There are several levels of disorientation that occur in telematic performance projects -- spatial and temporal as well as conceptual. The first first disorientation was spatial -- looking at the other video stream from the other space coming in at an 8 second lag and trying to determine which direction in that space others were facing. The media space (as manifest in the projected video image) is also fundmentally distorted (with its expanding perspective).

One strategy for dealing with these issues was to place white gaffer tape on the floor related to north, south, east and west and in a precise and constant orientation to a fixed camera. This spatial disorientation was quite quickly overcome. The conceptual disorientation was of a compositional nature -- as expressed by one of the choreographers, Jennifer Tsukayama, who referred to it once as similar to trying to play 3-D Tic-Tac-Toe. She has also written a bit about this under compositional strategies.

Questions and Answers:

Question #12: discuss a bit the varying degrees of 'disorientation' you have felt this week.

Answer #1: I found the time lag more disorientating than the spaces. As a dancer, I am used to working with a beat or a visual or internal cue. With the time lag, we had to remember to start our material 8 seconds early or 8 seconds late and this I found more confusing. (Kenneth Balint - dancer)

Answer #2:

It is well worth mentioning the physical disorientation I have experienced in moving my physical body/location from Europe to the US - Britain to Arizona to be more precise.

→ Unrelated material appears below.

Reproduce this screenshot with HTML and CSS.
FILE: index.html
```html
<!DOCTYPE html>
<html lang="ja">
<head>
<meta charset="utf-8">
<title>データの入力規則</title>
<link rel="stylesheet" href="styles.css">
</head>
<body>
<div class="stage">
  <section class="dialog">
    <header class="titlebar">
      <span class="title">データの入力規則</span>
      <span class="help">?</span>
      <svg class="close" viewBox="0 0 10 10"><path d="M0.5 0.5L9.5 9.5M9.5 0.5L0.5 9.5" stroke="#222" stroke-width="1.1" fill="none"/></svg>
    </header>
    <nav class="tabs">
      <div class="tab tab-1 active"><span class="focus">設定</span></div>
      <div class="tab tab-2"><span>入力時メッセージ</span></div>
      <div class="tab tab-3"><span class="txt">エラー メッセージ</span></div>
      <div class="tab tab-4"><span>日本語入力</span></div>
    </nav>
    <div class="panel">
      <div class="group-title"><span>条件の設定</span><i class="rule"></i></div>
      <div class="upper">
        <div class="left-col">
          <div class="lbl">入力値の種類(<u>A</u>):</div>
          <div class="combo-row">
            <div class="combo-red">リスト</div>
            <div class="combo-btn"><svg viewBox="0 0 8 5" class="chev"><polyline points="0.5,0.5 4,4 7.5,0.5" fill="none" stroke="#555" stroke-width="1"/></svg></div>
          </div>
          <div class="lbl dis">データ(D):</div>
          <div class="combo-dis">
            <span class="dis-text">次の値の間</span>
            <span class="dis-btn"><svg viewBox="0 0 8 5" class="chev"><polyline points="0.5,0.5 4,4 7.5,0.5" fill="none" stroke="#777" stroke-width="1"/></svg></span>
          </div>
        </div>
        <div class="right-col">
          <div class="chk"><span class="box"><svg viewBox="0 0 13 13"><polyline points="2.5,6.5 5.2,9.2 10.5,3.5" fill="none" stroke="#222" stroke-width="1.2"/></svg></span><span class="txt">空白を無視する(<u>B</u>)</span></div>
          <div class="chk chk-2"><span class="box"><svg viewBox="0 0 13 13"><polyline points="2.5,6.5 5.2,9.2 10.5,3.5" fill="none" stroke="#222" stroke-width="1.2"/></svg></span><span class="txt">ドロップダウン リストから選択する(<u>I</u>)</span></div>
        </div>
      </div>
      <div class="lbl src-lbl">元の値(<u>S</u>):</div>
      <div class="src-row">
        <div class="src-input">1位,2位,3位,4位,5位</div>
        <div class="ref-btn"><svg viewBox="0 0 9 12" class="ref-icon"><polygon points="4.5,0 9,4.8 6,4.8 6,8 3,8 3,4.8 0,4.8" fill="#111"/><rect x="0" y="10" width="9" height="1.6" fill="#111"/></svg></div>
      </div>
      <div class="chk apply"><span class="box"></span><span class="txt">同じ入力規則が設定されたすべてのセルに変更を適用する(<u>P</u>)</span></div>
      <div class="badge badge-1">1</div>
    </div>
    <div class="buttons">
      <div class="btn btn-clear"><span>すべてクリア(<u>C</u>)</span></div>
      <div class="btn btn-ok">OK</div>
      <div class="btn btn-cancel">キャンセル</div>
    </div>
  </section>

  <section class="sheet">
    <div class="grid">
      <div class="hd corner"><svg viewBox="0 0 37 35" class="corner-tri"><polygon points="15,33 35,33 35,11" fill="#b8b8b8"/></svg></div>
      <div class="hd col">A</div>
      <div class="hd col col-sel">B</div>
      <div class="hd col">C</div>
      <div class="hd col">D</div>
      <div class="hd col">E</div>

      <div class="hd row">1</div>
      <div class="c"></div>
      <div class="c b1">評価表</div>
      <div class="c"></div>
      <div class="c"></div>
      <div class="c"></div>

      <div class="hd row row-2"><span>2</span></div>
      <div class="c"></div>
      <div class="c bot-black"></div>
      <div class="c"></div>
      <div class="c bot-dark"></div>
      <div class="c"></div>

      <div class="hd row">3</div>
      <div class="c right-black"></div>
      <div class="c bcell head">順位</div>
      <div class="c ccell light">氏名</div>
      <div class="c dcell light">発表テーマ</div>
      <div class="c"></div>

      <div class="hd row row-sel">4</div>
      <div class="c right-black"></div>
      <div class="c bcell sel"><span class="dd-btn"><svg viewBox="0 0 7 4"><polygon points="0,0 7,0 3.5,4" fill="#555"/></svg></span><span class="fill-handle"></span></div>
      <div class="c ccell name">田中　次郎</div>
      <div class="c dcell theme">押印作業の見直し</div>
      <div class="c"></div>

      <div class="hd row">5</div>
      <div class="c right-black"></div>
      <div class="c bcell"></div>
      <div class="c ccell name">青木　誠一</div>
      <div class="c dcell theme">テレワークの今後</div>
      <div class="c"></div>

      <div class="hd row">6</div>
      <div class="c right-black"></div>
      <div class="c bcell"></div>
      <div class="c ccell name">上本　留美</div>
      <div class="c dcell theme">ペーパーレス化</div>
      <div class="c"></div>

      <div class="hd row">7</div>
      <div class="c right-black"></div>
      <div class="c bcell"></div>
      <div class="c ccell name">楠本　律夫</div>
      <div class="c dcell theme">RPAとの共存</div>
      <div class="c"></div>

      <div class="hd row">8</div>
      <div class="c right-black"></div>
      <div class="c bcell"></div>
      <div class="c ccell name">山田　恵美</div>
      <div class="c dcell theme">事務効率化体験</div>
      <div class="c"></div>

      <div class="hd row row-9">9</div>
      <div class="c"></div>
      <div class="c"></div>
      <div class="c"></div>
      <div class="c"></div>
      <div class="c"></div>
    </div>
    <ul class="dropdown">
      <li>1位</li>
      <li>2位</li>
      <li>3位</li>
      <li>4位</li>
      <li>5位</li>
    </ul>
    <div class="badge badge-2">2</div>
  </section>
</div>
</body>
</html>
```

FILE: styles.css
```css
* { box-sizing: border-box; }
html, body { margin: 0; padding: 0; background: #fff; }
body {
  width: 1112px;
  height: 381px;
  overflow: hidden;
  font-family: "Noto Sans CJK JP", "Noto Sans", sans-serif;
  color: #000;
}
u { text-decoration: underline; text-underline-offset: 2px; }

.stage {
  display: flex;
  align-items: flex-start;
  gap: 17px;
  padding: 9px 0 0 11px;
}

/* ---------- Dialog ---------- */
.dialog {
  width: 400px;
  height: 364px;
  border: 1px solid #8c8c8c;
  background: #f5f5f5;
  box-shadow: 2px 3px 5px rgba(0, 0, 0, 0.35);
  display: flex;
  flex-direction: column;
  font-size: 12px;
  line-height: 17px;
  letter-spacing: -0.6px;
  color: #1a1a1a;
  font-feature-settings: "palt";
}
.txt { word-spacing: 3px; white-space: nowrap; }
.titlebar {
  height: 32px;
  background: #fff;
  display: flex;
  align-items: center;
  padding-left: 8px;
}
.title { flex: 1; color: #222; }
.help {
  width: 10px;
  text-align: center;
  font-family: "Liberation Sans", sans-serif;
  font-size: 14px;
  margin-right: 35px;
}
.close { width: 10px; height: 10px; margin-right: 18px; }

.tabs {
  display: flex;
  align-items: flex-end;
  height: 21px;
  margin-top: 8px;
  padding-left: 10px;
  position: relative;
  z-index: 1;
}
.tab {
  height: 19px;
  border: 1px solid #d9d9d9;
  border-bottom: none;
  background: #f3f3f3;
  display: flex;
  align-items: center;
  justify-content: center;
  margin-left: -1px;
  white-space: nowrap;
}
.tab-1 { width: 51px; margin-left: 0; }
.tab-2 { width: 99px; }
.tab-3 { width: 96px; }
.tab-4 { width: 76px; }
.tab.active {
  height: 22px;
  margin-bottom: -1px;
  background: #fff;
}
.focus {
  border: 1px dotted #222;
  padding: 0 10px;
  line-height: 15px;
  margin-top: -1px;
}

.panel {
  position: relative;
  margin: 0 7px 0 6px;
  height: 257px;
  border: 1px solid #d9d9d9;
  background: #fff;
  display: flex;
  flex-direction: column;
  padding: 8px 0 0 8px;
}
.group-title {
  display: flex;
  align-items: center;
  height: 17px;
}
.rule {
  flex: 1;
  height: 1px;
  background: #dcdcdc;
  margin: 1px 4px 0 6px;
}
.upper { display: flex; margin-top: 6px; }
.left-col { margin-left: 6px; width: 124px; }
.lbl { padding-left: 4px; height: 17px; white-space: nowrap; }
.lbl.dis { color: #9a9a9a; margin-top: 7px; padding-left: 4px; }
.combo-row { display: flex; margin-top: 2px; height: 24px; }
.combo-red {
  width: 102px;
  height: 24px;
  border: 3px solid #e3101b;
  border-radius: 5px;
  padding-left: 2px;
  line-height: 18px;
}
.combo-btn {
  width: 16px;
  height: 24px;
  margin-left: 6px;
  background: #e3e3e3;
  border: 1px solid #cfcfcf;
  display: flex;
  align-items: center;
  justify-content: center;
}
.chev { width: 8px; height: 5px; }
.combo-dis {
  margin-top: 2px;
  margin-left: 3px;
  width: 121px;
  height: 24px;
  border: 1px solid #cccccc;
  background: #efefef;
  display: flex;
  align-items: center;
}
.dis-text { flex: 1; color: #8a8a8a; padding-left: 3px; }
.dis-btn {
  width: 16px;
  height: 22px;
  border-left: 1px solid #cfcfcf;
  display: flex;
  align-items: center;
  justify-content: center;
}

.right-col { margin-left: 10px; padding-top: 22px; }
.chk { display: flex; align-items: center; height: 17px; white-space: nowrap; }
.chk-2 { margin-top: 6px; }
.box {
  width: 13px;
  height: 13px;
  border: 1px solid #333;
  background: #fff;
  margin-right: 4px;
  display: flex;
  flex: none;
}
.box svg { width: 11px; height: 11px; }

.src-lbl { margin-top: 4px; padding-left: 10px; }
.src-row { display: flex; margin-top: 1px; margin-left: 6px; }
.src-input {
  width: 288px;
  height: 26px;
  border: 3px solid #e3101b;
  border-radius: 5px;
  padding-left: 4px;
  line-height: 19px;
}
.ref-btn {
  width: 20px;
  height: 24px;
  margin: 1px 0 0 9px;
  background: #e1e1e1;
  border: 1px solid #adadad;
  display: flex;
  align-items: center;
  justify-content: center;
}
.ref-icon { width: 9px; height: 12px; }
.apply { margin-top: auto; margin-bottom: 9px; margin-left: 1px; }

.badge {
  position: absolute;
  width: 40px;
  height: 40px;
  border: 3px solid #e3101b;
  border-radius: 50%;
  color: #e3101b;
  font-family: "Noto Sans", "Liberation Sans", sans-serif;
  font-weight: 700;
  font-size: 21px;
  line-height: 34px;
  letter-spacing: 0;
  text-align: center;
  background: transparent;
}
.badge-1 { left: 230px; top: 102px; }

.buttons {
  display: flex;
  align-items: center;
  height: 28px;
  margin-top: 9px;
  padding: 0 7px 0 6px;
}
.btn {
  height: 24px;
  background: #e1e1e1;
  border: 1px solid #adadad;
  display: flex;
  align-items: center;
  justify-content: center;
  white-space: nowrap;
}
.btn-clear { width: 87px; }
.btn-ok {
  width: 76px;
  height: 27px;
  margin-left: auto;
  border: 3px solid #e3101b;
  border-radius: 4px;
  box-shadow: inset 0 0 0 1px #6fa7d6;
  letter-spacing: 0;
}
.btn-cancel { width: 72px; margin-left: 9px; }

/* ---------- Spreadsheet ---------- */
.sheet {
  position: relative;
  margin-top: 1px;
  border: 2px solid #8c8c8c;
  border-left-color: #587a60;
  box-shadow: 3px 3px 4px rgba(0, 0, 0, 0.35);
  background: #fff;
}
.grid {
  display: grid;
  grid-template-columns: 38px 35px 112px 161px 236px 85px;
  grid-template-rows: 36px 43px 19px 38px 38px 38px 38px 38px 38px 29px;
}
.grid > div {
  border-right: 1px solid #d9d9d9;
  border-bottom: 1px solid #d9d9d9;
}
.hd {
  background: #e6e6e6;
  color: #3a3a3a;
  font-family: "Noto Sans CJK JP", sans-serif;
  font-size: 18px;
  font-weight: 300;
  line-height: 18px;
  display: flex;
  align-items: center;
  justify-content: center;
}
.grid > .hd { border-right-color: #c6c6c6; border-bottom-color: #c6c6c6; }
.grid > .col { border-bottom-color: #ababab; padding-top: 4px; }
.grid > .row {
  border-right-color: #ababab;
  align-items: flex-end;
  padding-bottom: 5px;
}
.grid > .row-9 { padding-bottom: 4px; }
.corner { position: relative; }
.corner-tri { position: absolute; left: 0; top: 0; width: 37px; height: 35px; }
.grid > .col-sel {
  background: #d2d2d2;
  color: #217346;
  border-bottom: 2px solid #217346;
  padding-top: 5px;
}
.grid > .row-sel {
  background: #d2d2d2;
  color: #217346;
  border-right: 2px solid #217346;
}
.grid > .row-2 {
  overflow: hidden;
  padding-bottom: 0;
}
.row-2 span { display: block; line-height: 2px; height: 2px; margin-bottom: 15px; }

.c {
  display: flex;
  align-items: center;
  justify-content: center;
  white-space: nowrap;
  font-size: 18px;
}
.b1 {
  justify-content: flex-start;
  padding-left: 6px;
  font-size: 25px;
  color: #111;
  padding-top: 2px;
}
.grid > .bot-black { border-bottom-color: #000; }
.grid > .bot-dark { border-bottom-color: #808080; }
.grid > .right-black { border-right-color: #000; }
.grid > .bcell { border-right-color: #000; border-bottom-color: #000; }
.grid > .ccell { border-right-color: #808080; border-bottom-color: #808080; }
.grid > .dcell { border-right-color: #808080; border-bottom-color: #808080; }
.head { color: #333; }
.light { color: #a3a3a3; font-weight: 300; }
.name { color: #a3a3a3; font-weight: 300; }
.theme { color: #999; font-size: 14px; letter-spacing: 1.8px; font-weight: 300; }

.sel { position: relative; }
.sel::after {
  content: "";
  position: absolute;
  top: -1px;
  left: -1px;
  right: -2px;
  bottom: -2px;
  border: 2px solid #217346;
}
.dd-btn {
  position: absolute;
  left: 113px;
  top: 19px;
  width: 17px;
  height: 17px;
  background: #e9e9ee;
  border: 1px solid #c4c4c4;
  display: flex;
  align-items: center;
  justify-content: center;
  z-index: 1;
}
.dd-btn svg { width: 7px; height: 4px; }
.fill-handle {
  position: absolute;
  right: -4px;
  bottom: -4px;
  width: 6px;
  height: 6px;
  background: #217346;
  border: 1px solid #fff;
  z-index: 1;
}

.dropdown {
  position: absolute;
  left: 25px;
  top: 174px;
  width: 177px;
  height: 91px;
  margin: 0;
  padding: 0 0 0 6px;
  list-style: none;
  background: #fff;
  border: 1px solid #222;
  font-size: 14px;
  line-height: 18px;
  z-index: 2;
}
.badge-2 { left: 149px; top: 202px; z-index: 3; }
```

Time difference - the 5 of us that did this long journey spent 11-12 hours in the air under this strange air compression that after such long flights seems to totally change your body sending your outsides in and your insides into minuteness. On arrival we needed to turn our clocks back 8 hours - gaining half a day. A good thought to gain time but what a bizzare disorientation this creates.

Temperature - moving from 16C in Europe when we left to 102 - 114F ( need to get consistency of temp here ) here in the Arizona desert also has a major effect physically - dehydration from the flight doubles as soon as you land , you seemingly never sweat while losing water at all times.

The first 4 days for me were extreme - waking at mad hours - hungry in the wrong places in the day - a light head that was fuzzy and floating (quite a nice feeling - like having taken a weak Ecstacy tablet - but not great when 1) you have to work full on and 2) you know it is because your body is still drying out from the out to the inside)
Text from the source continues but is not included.